For Tommy Bench, a minor league pitcher, the times between pitches are normally distributed with a mean of 36 seconds and a standard deviation of 2.5 seconds. If Bench performs 50 pitches, how many of them (to the nearest whole number) do you expect to have times-between-pitches to be longer than 40 seconds?
http://davidmlane.com/hyperstat/z_table.html
To find the number of pitches with times-between-pitches longer than 40 seconds, we need to calculate the probability and then multiply it by the total number of pitches.
First, we need to standardize the value of 40 seconds using the formula for z-score:
z = (x - μ) / σ
Where:
x = 40 seconds (value we want to standardize)

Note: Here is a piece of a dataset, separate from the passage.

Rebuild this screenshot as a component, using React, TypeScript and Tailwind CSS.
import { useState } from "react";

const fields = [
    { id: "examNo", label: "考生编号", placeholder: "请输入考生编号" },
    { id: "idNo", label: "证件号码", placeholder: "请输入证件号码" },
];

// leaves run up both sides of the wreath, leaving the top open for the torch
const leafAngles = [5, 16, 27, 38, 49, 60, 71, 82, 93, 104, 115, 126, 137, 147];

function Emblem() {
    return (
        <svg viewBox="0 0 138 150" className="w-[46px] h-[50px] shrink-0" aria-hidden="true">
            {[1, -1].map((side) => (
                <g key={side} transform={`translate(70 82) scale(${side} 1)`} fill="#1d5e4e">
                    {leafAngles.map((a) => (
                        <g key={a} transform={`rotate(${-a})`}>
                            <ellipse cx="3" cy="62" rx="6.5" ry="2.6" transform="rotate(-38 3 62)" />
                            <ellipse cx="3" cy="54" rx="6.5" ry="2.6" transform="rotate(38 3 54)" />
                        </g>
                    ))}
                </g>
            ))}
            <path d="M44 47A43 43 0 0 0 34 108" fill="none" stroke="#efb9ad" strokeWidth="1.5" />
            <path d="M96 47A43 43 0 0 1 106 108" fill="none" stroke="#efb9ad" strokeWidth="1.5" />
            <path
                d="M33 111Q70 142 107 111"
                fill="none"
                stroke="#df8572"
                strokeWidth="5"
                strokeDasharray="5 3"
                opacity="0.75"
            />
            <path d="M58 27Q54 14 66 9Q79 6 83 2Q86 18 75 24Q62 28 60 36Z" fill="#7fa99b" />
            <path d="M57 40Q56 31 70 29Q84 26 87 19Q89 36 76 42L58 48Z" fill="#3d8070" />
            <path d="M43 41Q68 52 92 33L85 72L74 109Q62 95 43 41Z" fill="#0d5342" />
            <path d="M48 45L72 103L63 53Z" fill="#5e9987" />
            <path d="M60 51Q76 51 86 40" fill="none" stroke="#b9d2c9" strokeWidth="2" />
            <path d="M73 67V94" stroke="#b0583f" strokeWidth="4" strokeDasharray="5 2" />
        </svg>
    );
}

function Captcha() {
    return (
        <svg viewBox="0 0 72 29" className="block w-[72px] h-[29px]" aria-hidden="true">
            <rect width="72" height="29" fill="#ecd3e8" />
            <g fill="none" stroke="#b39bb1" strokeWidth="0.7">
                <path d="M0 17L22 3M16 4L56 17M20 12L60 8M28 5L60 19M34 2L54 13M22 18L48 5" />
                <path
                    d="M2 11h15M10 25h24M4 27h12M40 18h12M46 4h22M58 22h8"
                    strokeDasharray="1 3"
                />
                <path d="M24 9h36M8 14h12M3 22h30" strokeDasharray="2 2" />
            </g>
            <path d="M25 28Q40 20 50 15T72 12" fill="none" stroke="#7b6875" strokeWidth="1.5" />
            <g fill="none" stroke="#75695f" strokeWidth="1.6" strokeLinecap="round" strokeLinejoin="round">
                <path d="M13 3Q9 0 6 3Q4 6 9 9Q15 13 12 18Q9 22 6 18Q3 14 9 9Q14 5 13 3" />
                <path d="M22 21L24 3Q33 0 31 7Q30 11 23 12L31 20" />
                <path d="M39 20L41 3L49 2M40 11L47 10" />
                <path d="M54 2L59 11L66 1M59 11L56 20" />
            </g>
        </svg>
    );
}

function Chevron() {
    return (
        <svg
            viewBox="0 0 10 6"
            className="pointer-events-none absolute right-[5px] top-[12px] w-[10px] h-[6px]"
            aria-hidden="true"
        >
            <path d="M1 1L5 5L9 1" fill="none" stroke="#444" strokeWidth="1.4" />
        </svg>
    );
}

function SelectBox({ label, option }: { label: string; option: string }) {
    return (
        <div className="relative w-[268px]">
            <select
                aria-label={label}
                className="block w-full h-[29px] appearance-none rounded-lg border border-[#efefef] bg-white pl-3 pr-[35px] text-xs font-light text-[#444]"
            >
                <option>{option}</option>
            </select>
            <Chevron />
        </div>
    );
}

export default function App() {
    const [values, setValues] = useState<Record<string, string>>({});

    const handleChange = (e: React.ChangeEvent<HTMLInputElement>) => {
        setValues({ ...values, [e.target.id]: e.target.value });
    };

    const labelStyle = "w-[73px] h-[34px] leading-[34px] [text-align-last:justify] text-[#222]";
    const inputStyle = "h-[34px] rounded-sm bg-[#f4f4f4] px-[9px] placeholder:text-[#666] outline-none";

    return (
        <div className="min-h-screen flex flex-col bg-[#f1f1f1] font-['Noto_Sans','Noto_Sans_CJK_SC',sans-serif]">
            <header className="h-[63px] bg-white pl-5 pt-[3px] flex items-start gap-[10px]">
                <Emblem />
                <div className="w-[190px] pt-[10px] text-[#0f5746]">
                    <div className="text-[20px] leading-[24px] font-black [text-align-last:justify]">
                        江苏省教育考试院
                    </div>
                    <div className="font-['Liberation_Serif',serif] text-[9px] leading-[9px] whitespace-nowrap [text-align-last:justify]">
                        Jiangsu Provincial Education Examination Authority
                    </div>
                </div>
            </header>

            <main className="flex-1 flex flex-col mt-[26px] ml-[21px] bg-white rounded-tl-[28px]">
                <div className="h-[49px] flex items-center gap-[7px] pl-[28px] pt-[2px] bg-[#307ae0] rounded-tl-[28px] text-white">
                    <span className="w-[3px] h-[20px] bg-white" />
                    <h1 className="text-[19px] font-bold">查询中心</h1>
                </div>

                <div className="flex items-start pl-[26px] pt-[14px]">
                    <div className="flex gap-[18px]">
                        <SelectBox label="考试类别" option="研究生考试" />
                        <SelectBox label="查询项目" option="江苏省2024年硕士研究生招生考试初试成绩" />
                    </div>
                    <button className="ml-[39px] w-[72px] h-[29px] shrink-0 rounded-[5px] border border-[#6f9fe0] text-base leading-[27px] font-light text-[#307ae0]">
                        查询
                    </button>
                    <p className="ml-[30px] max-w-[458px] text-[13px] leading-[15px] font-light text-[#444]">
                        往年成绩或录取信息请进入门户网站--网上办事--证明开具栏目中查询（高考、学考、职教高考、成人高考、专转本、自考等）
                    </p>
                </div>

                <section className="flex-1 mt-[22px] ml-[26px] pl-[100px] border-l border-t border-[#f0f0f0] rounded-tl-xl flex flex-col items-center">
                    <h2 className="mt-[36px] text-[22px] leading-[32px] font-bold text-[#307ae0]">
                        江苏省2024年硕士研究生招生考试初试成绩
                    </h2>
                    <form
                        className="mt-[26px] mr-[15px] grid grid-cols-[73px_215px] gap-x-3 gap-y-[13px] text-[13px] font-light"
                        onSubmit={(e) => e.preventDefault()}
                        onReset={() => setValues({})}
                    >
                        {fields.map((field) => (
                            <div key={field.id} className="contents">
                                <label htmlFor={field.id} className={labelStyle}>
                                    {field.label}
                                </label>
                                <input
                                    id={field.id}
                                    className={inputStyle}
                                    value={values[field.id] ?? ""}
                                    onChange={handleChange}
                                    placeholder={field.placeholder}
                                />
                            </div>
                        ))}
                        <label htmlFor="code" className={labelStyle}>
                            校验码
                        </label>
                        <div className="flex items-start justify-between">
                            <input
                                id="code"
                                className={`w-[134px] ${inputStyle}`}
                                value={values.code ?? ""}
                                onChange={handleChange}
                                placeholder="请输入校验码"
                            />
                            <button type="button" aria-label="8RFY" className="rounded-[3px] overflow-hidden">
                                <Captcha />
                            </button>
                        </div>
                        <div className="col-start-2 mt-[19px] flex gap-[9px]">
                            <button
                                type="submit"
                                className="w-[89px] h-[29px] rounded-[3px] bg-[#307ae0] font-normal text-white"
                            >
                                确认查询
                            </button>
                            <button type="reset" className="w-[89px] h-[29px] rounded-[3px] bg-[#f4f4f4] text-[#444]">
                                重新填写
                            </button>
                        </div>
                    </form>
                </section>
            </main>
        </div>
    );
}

μ = mean of the distribution = 36 seconds
σ = standard deviation of the distribution = 2.5 seconds
Using the formula:
z = (40 - 36) / 2.5 = 4 / 2.5 = 1.6
Next, we need to find the probability of having a z-score greater than 1.6 using a standard normal distribution table or a calculator. The probability corresponds to the area under the curve to the right of the z-score.

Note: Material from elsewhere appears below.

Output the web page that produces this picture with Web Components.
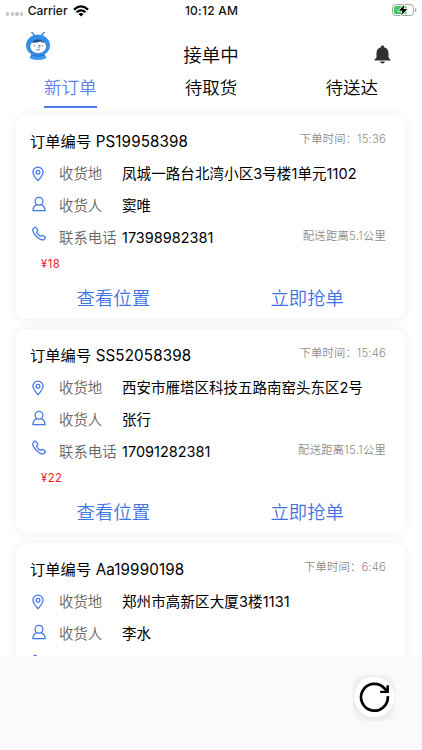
<!DOCTYPE html>
<html lang="zh-CN">
<head>
<meta charset="utf-8">
<meta name="viewport" content="width=device-width">
<title>接单中</title>
<style>
html,body{margin:0;height:100%;background:#fff}
body{font-family:Inter,"Noto Sans CJK SC",sans-serif;overflow:hidden;color:#111}
</style>
</head>
<body>
<rider-app></rider-app>
<script>
const define = (name, html, setup) => customElements.define(name, class extends HTMLElement {
  constructor() {
    super();
    this.attachShadow({mode: 'open'}).innerHTML = html;
  }
  connectedCallback() { if (setup) setup(this, this.shadowRoot); }
});

define('status-bar', `
<style>
:host{display:grid;grid-template-columns:1fr auto 1fr;align-items:center;height:21px;padding:0 5px 0 6px;font-size:12px;font-weight:500;line-height:20px;box-sizing:border-box;color:#111}
.left{display:flex;align-items:center}
.dots{display:flex;gap:1.2px;margin:7px 4.5px 0 0}
.dots i{width:3.4px;height:3.4px;border-radius:50%;background:#c4c4c4}
.wifi{margin-left:5px}
.battery{justify-self:end;margin-top:-2px}
svg{display:block}
</style>
<div class="left"><span class="dots"><i></i><i></i><i></i><i></i></span><span>Carrier</span>
<svg class="wifi" width="16" height="12" viewBox="0 0 16 12"><g fill="none" stroke="#000" stroke-width="2.2"><path d="M1 4.6Q8-1.7 15 4.6"/><path d="M3.5 7.3Q8 3.3 12.5 7.3"/></g><path d="M5.4 9Q8 6.8 10.6 9L8 11.6Z"/></svg></div>
<span style="letter-spacing:.23px">10:12 AM</span>
<svg class="battery" width="25" height="12" viewBox="0 0 25 12"><rect x=".5" y=".5" width="21" height="11" rx="3" fill="#fff" stroke="#a5a5a5"/><rect x="2" y="2" width="12.5" height="8" rx="1.5" fill="#42cb62"/><path d="M23 4v4q1.500-.5 1.500-2T23 4" fill="#a5a5a5"/><path d="M12.300.8 6.800 6.800h3.500L9.200 11.200 15.400 5h-3.800Z" stroke="#fff" stroke-width="1.400" paint-order="stroke"/></svg>`);

define('page-header', `
<style>
:host{display:grid;grid-template-columns:1fr auto 1fr;height:52px;padding:0 31px 0 25px;box-sizing:border-box}
h1{margin:20px 0 0 6px;font-size:18.5px;line-height:28px;font-weight:350;color:#000}
.mascot{margin-top:10px}
.bell{justify-self:end;margin-top:24px}
</style>
<svg class="mascot" width="26" height="31" viewBox="0 0 26 31">
<path d="M9 5Q9 2 6.700 1.600M17 5Q17 2 19.500 1.500" fill="none" stroke="#3a78c4" stroke-width="1.200" stroke-linecap="round"/>
<path d="M7 22.500Q4.500 25 4.800 27.200Q13 31 21.300 27.200Q21 24.500 18.500 22.500Z" fill="#3c97f0"/>
<ellipse cx="13" cy="14.300" rx="12" ry="10.800" fill="#338fe9"/>
<path d="M6.500 24Q13 26.600 19.500 24" fill="none" stroke="#2a70b8" stroke-width="1"/>
<ellipse cx="13.200" cy="15.600" rx="8.400" ry="6.900" fill="#fff" stroke="#2d74be" stroke-width=".8"/>
<path d="M7 11.800Q9 8.400 13 8.500T19.500 11.800Q17 11.800 15.500 10.600Q12 12 7 11.800" fill="#20558e"/>
<path d="M9.600 14.200v1.200M17.600 14v1.200M13.300 14.600Q15.500 13.600 15.200 15.200L13.400 17M11.500 18.800Q14.200 19.800 15 17.800" fill="none" stroke="#315f92" stroke-width=".9"/>
</svg>
<h1>接单中</h1>
<svg class="bell" width="17" height="19" viewBox="0 0 17 19" fill="#303030"><path d="M8.500.5c1 0 1.600.7 1.600 1.700 2.800.8 4.400 2.800 4.400 5.800v4.600l2 2.100v.9H.5v-.9l2-2.100V8c0-3 1.600-5 4.400-5.800C6.900 1.200 7.500.5 8.500.5ZM6.200 16.500h4.600a2.300 2 0 0 1-4.600 0Z"/></svg>`);

define('order-tabs', `
<style>
:host{display:grid;grid-template-columns:repeat(3,1fr);height:35px;font-size:17.5px;line-height:30px;font-weight:350;text-align:center;color:#000}
span{box-sizing:border-box;justify-self:center;height:35px}
.on{color:#5881e8;border-bottom:2px solid #4d7ce9}
</style>
<span class="on">新订单</span><span>待取货</span><span>待送达</span>`);

const icons = {
  pin: '<svg width="14" height="16" viewBox="0 0 14 16"><path d="M7 14.700C4.500 11.700 1.900 8.900 1.900 6.200a5.100 5.100 0 0 1 10.200 0C12.100 8.900 9.500 11.700 7 14.700Z"/><circle cx="7" cy="6.200" r="1.900"/></svg>',
  person: '<svg width="14" height="16" viewBox="0 0 14 16"><circle cx="7" cy="5.200" r="3.900"/><path d="M5 8.700C2.300 9.700 1 11.700.9 14.700H13.100C13 11.700 11.700 9.700 9 8.700"/></svg>',
  phone: '<svg width="14" height="16" viewBox="0 0 14 16"><path d="M1.300 2.600 2.500 1.400Q3.300.8 4 1.600L5.500 3.700Q6 4.500 5.300 5.200 4.400 6 4.800 6.700 6 8.900 8.100 10.100 8.800 10.400 9.500 9.700 10.200 9 11 9.500L13 11Q13.700 11.700 13 12.500L12.200 13.400Q10.300 14.900 6.900 12.500 3.500 10.200 1.500 6.600.1 3.800 1.300 2.600Z"/></svg>'
};
define('info-row', `
<style>
:host{display:flex;align-items:center;height:32px;font-size:14.5px;line-height:24px;color:#000;white-space:nowrap}
.icon{box-sizing:border-box;width:29px;height:16px;padding-left:var(--indent,.5px);margin-top:var(--lift,-1px)}
svg{display:block;fill:none;stroke:#3f75ec;stroke-width:1.25}
.label{width:63px;color:#666;font-weight:350;font-size:14.4px}
.extra{margin-left:auto;font-size:11.3px;letter-spacing:.26px;color:#8c8c8c;font-weight:350;margin-top:-4px}
</style>
<span class="icon"></span><span class="label"></span><span class="value"><slot></slot></span><span class="extra"><slot name="extra"></slot></span>`,
(el, root) => {
  root.querySelector('.icon').innerHTML = icons[el.getAttribute('icon')];
  root.querySelector('.label').textContent = el.getAttribute('label') || '';
});

define('order-card', `
<style>
:host{display:block;box-sizing:border-box;height:204px;margin:0 17px 10px 16px;padding:11px 19px 0 14px;border-radius:11px;background:#fff;box-shadow:0 0 11px rgba(0,0,0,.075)}
header{display:flex;justify-content:space-between;height:32px;line-height:31px;font-size:15.2px;letter-spacing:.12px;color:#000;white-space:nowrap}
.time{font-size:11.3px;line-height:27px;letter-spacing:.18px;color:#8c8c8c;font-weight:350}
.price{height:21px;line-height:21px;padding-left:11px;font-size:11.3px;letter-spacing:.5px;color:#ed1c24}
.actions{display:flex;justify-content:space-between;padding:9px 42px 0 46.5px;font-size:18.4px;line-height:28px;font-weight:350;color:#3f73e3}
</style>
<header><span>订单编号 <slot name="number"></slot></span><span class="time">下单时间：<slot name="time"></slot></span></header>
<info-row icon="pin" label="收货地"><slot name="address"></slot></info-row>
<info-row icon="person" label="收货人" style="--lift:-5px;--indent:1.5px"><slot name="name"></slot></info-row>
<info-row class="call" icon="phone" label="联系电话" style="--lift:-8px;--indent:1.5px"><slot name="phone"></slot><span slot="extra">配送距离<slot name="distance"></slot>公里</span></info-row>
<div class="price">¥<slot name="price"></slot></div>
<div class="actions"><span>查看位置</span><span>立即抢单</span></div>`,
(el, root) => {
  if (!el.hasAttribute('peek')) return;
  const call = root.querySelector('.call');
  call.removeAttribute('label');
  call.replaceChildren();
  call.connectedCallback();
  root.querySelector('.price').remove();
  root.querySelector('.actions').remove();
});

define('refresh-button', `
<style>
:host{position:absolute;left:353px;top:675px;width:42px;height:46px;overflow:hidden;background:radial-gradient(circle at 21px 23px,#e8e8e8 19px,#f4f4f4 25px,#fafafa 30px)}
svg{display:block}
</style>
<svg width="42" height="46" viewBox="0 0 42 46"><circle cx="21.300" cy="22" r="20.300" fill="#fff"/><path d="M34.800 21.200A13.400 13.400 0 1 1 31.400 13.300L34 16" fill="none" stroke="#000" stroke-width="2.700"/><path d="M34.700 10.200V16.900H27.200" fill="none" stroke="#000" stroke-width="2.400"/></svg>`);

define('rider-app', `
<style>
:host{display:block;position:relative;width:422px;height:750px;background:#fff;overflow:hidden}
main{height:548px;overflow:hidden;box-sizing:border-box;padding-top:7px}
footer{height:94px;background:#fafafa}
</style>
<status-bar></status-bar><page-header></page-header><order-tabs></order-tabs>
<main>
<order-card><span slot="number">PS19958398</span><span slot="time">15:36</span><span slot="address" style="letter-spacing:.08px">凤城一路台北湾小区3号楼1单元1102</span><span slot="name">窦唯</span><span slot="phone">17398982381</span><span slot="distance">5.1</span><span slot="price">18</span></order-card>
<order-card><span slot="number">SS52058398</span><span slot="time">15:46</span><span slot="address">西安市雁塔区科技五路南窑头东区2号</span><span slot="name">张行</span><span slot="phone">17091282381</span><span slot="distance">15.1</span><span slot="price">22</span></order-card>
<order-card peek><span slot="number">Aa19990198</span><span slot="time">6:46</span><span slot="address" style="letter-spacing:.12px">郑州市高新区大厦3楼1131</span><span slot="name">李水</span></order-card>
</main>
<footer></footer>
<refresh-button></refresh-button>`);
</script>
</body>
</html>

Checking the standard normal distribution table, the area to the right of 1.6 is approximately 0.0548.
So, the probability of a pitch having a time-between-pitches longer than 40 seconds is 0.0548.
Finally, we can calculate the expected number of pitches that satisfy this condition:
Expected number = Probability * Total number of pitches
Expected number = 0.0548 * 50 = 2.74
To the nearest whole number, we expect around 3 pitches to have times-between-pitches longer than 40 seconds for Tommy Bench.